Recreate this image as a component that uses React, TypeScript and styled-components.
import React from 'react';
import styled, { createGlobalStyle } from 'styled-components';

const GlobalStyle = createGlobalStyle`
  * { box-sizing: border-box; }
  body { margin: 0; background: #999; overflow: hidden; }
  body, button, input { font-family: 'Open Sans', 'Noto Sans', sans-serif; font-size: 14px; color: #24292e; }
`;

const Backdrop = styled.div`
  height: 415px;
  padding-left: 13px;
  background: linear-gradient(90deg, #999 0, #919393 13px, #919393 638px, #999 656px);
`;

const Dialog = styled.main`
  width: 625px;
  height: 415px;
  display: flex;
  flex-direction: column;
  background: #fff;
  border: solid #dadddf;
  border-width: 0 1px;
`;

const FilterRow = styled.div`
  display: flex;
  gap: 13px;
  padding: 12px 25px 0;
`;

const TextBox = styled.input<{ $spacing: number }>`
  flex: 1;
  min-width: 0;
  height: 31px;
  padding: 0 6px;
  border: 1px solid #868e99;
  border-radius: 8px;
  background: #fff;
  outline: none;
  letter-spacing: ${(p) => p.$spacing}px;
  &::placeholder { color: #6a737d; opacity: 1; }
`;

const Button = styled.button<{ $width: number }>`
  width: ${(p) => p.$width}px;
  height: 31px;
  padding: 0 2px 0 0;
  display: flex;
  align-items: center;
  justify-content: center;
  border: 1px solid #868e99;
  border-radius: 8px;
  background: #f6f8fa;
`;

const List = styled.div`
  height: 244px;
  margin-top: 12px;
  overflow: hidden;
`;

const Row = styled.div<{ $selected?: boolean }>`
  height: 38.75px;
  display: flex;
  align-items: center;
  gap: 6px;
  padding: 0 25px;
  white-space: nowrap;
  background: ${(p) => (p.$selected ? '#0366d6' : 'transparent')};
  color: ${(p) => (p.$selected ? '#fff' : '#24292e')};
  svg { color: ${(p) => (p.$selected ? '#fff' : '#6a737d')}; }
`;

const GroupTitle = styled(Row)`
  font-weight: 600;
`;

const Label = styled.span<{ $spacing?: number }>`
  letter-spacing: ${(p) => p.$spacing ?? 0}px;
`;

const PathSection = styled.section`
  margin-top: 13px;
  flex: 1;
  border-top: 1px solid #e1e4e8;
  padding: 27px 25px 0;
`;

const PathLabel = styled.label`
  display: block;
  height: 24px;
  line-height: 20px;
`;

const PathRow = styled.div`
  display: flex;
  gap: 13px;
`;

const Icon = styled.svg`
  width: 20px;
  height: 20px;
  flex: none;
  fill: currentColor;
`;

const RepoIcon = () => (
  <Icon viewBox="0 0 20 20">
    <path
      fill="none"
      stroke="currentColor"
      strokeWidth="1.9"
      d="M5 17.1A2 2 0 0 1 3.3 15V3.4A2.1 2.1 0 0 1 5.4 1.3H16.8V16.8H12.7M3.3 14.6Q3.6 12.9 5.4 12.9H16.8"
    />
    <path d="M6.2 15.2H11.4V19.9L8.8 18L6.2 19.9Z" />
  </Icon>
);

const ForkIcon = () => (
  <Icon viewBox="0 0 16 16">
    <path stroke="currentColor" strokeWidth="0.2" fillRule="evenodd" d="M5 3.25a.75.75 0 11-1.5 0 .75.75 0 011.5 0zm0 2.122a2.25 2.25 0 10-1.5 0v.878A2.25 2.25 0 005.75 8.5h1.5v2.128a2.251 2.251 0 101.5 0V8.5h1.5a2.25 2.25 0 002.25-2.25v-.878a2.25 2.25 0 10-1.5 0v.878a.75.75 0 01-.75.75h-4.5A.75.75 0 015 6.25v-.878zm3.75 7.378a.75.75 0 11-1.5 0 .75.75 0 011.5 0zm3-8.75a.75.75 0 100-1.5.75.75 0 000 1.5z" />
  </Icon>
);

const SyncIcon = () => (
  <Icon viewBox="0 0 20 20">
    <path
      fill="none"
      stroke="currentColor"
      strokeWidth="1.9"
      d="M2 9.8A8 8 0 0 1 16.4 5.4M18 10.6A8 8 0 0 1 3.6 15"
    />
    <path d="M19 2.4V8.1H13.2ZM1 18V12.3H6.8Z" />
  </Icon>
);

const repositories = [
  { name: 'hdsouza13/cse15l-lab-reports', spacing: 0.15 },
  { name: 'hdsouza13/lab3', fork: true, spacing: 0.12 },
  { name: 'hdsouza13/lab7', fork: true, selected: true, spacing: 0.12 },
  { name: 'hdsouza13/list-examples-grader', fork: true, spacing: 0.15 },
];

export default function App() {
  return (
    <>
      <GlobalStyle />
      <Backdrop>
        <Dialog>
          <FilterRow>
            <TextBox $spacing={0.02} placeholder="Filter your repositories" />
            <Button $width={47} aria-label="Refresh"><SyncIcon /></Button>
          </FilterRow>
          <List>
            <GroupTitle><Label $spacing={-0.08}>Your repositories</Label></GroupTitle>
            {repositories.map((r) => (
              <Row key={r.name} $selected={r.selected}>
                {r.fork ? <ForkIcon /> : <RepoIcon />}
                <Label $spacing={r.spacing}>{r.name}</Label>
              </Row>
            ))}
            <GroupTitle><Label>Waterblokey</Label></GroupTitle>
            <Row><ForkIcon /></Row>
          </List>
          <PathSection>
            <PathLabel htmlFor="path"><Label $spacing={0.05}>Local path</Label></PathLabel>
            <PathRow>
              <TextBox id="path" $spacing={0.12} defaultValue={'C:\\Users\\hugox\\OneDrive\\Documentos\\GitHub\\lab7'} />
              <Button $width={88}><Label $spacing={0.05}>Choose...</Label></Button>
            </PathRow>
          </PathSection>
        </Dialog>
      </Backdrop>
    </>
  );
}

• **What you should do**
Pull out all lines containing "React".

• **Complete answer**
Recreate this image as a component that uses React, TypeScript and styled-components.
import React from 'react';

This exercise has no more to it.